* Job:
Look through the data below and output, unchanged, every line from the one holding "Clone this screenshot" through the one holding "string; label: string;", inclusive. Skip the pictures.

* Exercise material:

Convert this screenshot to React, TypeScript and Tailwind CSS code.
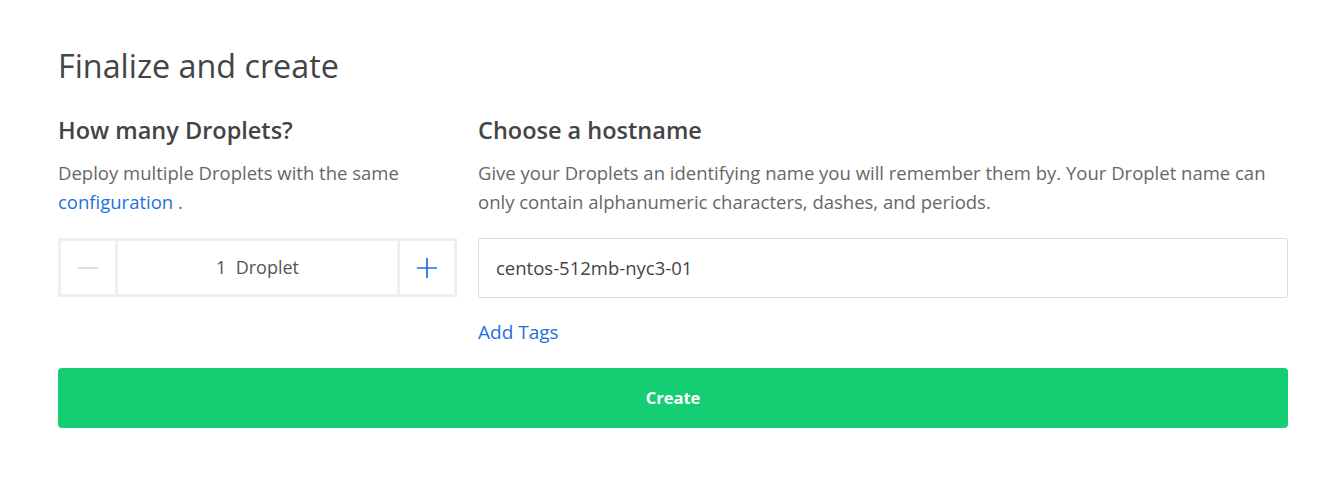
import { Minus, Plus } from 'lucide-react'

export default function App() {
  return (
    <div className="min-h-[482px] bg-white pl-[58px] pr-[38px] pt-[43px] font-['Open_Sans','Lato',sans-serif] text-[#444]">
      <h1 className="text-[32.3px] leading-[44px] font-normal">Finalize and create</h1>

      <div className="mt-[28px] flex gap-[21px]">
        <div className="w-[399px] shrink-0">
          <h2 className="text-[23.5px] leading-[30px] font-semibold">How many Droplets?</h2>
          <p className="mt-[13px] text-[18.5px] leading-[29px] text-[#676767]">
            Deploy multiple Droplets with the same{' '}
            <a className="text-[#1f6fe0]">configuration</a> .
          </p>
          <div className="mt-[22px] flex h-[59px] border-[3px] border-[#efefef]">
            <button className="flex w-[57px] items-center justify-center border-r-[3px] border-[#efefef]">
              <Minus className="h-8 w-8 text-[#d6d6d6]" strokeWidth={1.3} />
            </button>
            <div className="flex flex-1 items-center justify-center text-[18px] text-[#555]">1&nbsp; Droplet</div>
            <button className="flex w-[57px] items-center justify-center border-l-[3px] border-[#efefef]">
              <Plus className="h-8 w-8 text-[#1f6fe0]" strokeWidth={1.3} />
            </button>
          </div>
        </div>

        <div className="flex-1">
          <h2 className="text-[23.5px] leading-[30px] font-semibold">Choose a hostname</h2>
          <p className="mt-[13px] text-[18.5px] leading-[29px] text-[#676767]">
            Give your Droplets an identifying name you will remember them by. Your Droplet name can only contain
            alphanumeric characters, dashes, and periods.
          </p>
          <div className="mt-[22px] flex h-[60px] items-center rounded-[3px] border border-[#dcdcdc] px-[17px] text-[18.5px] text-[#444]">
            centos-512mb-nyc3-01
          </div>
          <a className="mt-[22px] block text-[19px] leading-[24px] text-[#1f6fe0]">Add Tags</a>
        </div>
      </div>

      <button className="mt-[24px] flex h-[60px] w-full items-center justify-center rounded-[4px] bg-[#15ce74] text-[16.5px] font-bold text-white">
        Create
      </button>
    </div>
  )
}
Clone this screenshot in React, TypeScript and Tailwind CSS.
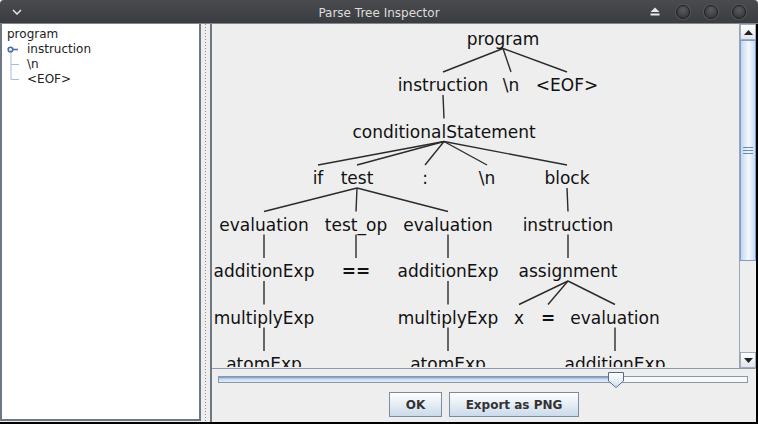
import React from "react";

type Node = { id: string; label: string; x: number; row: number; parent?: string; bold?: boolean };

// page coordinates of each node centre, rows are 46.5px apart
const nodes: Node[] = [
  { id: "program", label: "program", x: 503, row: 0 },
  { id: "instr", label: "instruction", x: 443, row: 1, parent: "program" },
  { id: "nl1", label: "\\n", x: 511, row: 1, parent: "program" },
  { id: "eof", label: "<EOF>", x: 567, row: 1, parent: "program" },
  { id: "cond", label: "conditionalStatement", x: 444, row: 2, parent: "instr" },
  { id: "if", label: "if", x: 318, row: 3, parent: "cond" },
  { id: "test", label: "test", x: 357, row: 3, parent: "cond" },
  { id: "colon", label: ":", x: 425, row: 3, parent: "cond" },
  { id: "nl2", label: "\\n", x: 487, row: 3, parent: "cond" },
  { id: "block", label: "block", x: 567, row: 3, parent: "cond" },
  { id: "ev1", label: "evaluation", x: 264, row: 4, parent: "test" },
  { id: "testop", label: "test_op", x: 356, row: 4, parent: "test" },
  { id: "ev2", label: "evaluation", x: 448, row: 4, parent: "test" },
  { id: "instr2", label: "instruction", x: 568, row: 4, parent: "block" },
  { id: "add1", label: "additionExp", x: 264, row: 5, parent: "ev1" },
  { id: "eq", label: "==", x: 356, row: 5, parent: "testop", bold: true },
  { id: "add2", label: "additionExp", x: 448, row: 5, parent: "ev2" },
  { id: "assign", label: "assignment", x: 568, row: 5, parent: "instr2" },
  { id: "mul1", label: "multiplyExp", x: 264, row: 6, parent: "add1" },
  { id: "mul2", label: "multiplyExp", x: 448, row: 6, parent: "add2" },
  { id: "x", label: "x", x: 519, row: 6, parent: "assign" },
  { id: "assigneq", label: "=", x: 548, row: 6, parent: "assign", bold: true },
  { id: "ev3", label: "evaluation", x: 615, row: 6, parent: "assign" },
  { id: "atom1", label: "atomExp", x: 264, row: 7, parent: "mul1" },
  { id: "atom2", label: "atomExp", x: 448, row: 7, parent: "mul2" },
  { id: "add3", label: "additionExp", x: 615, row: 7, parent: "ev3" },
];

const OX = 212;
const OY = 25;
const baseline = (row: number) => 45.5 + row * 46.5 - OY;

function ParseTree() {
  const byId = new Map(nodes.map((n) => [n.id, n]));
  return (
    <svg width={526} height={343} className="block">
      {nodes
        .filter((n) => n.parent)
        .map((n) => {
          const p = byId.get(n.parent!)!;
          return (
            <line
              key={"l" + n.id}
              x1={p.x - OX}
              y1={baseline(p.row) + 4}
              x2={n.x - OX}
              y2={baseline(n.row) - 19}
              stroke="#2b2b2b"
              strokeWidth={1.4}
            />
          );
        })}
      {nodes.map((n) => (
        <text
          key={n.id}
          x={n.x - OX}
          y={baseline(n.row)}
          textAnchor="middle"
          fontSize={17}
          fontWeight={n.bold ? 700 : 400}
          fill="#111"
          style={{ fontFamily: "'DejaVu Sans', sans-serif" }}
        >
          {n.label}
        </text>
      ))}
    </svg>
  );
}

function Connector({ handle, last }: { handle?: boolean; last?: boolean }) {
  return (
    <svg width={25} height={15} className="shrink-0">
      {handle ? (
        <>
          <line x1={9} y1={7.5} x2={9} y2={15} stroke="#a9bcd4" />
          <circle cx={8.5} cy={7.5} r={2.3} fill="none" stroke="#4a6ea8" strokeWidth={1.6} />
          <line x1={11} y1={7.5} x2={16} y2={7.5} stroke="#4a6ea8" strokeWidth={1.6} />
        </>
      ) : (
        <>
          <line x1={9} y1={0} x2={9} y2={last ? 7.5 : 15} stroke="#a9bcd4" />
          <line x1={9} y1={7.5} x2={17} y2={7.5} stroke="#a9bcd4" />
        </>
      )}
    </svg>
  );
}

function TitleBar() {
  return (
    <div className="relative flex h-[24px] items-center rounded-t-[4px] bg-[linear-gradient(to_bottom,#4a4b4e,#3b3c3f)] border-b border-[#7c8995]">
      <svg width={10} height={6} className="ml-[12px]" viewBox="0 0 10 6">
        <path d="M1 1 L5 5 L9 1" fill="none" stroke="#e4e4e4" strokeWidth={1.5} />
      </svg>
      <div className="absolute left-0 right-0 top-[4px] text-center text-[12px] text-[#dcdcdc]">
        Parse Tree Inspector
      </div>
      <div className="ml-auto mr-[12px] flex items-center gap-[14px]">
        <svg width={10} height={9} viewBox="0 0 10 9" className="mr-[2px]">
          <path d="M5 0.5 L9.5 5 L0.5 5 Z" fill="#e8e8e8" />
          <rect x={0.5} y={6.5} width={9} height={2} fill="#e8e8e8" />
        </svg>
        {[0, 1, 2].map((i) => (
          <div
            key={i}
            className="h-[14px] w-[14px] rounded-full border border-[#222] bg-[radial-gradient(circle_at_50%_35%,#5a5b5f,#2e2f31)] shadow-[0_0_0_1px_#55565a]"
          />
        ))}
      </div>
    </div>
  );
}

function VScrollBar() {
  return (
    <div className="flex w-[17px] flex-col border-l border-[#9aa7b4] bg-[#eeeeee]">
      <div className="flex h-[16px] items-center justify-center border border-[#a3adb8] bg-[linear-gradient(to_bottom,#ffffff,#dfe5ec)]">
        <svg width={9} height={5} viewBox="0 0 9 5">
          <path d="M4.5 0 L9 5 L0 5 Z" fill="#222" />
        </svg>
      </div>
      <div className="flex h-[221px] items-center justify-center border border-[#7b9bd2] bg-[linear-gradient(to_right,#c5d8ee,#f4f8fc_55%,#c9dbef)]">
        <div className="flex w-[10px] flex-col gap-[2px]">
          <div className="h-px bg-[#6689c2]" />
          <div className="h-px bg-[#6689c2]" />
          <div className="h-px bg-[#6689c2]" />
        </div>
      </div>
      <div className="flex-1" />
      <div className="flex h-[16px] items-center justify-center border border-[#a3adb8] bg-[linear-gradient(to_bottom,#ffffff,#dfe5ec)]">
        <svg width={9} height={5} viewBox="0 0 9 5">
          <path d="M0 0 L9 0 L4.5 5 Z" fill="#222" />
        </svg>
      </div>
    </div>
  );
}

function Slider() {
  return (
    <div className="relative mx-[6px] mt-[6px] h-[16px]">
      <div className="absolute left-0 right-[2px] top-[1px] flex h-[7px] border border-[#8a98a8] bg-[#f6f8fa]">
        <div className="h-full w-[392px] border-r border-[#6d8fc6] bg-[linear-gradient(to_bottom,#6f93cc,#c8daef_40%,#e4edf8)]" />
      </div>
      <svg width={16} height={16} viewBox="0 0 16 16" className="absolute left-[390px] top-[-3px]">
        <defs>
          <linearGradient id="thumb" x1="0" y1="0" x2="0" y2="1">
            <stop offset="0" stopColor="#ffffff" />
            <stop offset="1" stopColor="#d3e0ee" />
          </linearGradient>
        </defs>
        <path d="M0.5 0.5 H15.5 V9 L8 15.5 L0.5 9 Z" fill="url(#thumb)" stroke="#5b6b7e" />
      </svg>
    </div>
  );
}

export default function App() {
  return (
    <div
      className="flex h-[424px] w-[758px] flex-col overflow-hidden bg-[#eeeeee]"
      style={{ fontFamily: "'DejaVu Sans', sans-serif" }}
    >
      <TitleBar />
      <div className="flex min-h-0 flex-1 border-b-2 border-r-2 border-black">
        {/* tree list */}
        <div className="mb-[1px] w-[201px] border-b-2 border-l-2 border-r-2 border-[#6e7884] bg-white pt-[3px] text-[12px] leading-[15px] text-[#222]">
          <div className="h-[15px] pl-[5px]">program</div>
          <div className="flex h-[15px]">
            <Connector handle />
            <span>instruction</span>
          </div>
          <div className="flex h-[15px]">
            <Connector />
            <span>\n</span>
          </div>
          <div className="flex h-[15px]">
            <Connector last />
            <span>&lt;EOF&gt;</span>
          </div>
        </div>
        {/* splitter */}
        <div className="flex w-[9px] justify-center bg-[#eeeeee] pl-[1px]">
          <div className="w-[2px] bg-[linear-gradient(to_bottom,#8c8c8c_1px,transparent_1px)] bg-[length:1px_3px] bg-repeat-y" />
        </div>
        {/* right panel */}
        <div className="flex min-w-0 flex-1 flex-col border-l-2 border-[#6e7884]">
          <div className="flex h-[344px]">
            <div className="min-w-0 flex-1 overflow-hidden bg-[#eeeeee]">
              <ParseTree />
            </div>
            <VScrollBar />
          </div>
          <div className="flex flex-1 flex-col border-t border-[#8d9aa8] bg-[#eeeeee]">
            <Slider />
            <div className="mt-[1px] flex justify-center gap-[7px]">
              <button className="h-[25px] w-[53px] border border-[#7a8ca2] bg-[linear-gradient(to_bottom,#ffffff,#cbdaea)] text-[12px] font-bold text-[#333]">
                OK
              </button>
              <button className="h-[25px] w-[130px] border border-[#7a8ca2] bg-[linear-gradient(to_bottom,#ffffff,#cbdaea)] text-[12px] font-bold text-[#333]">
                Export as PNG
              </button>
            </div>
          </div>
        </div>
      </div>
    </div>
  );
}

* Written response:
Clone this screenshot in React, TypeScript and Tailwind CSS.
import React from "react";

type Node = { id: string; label: string; x: number; row: number; parent?: string; bold?: boolean };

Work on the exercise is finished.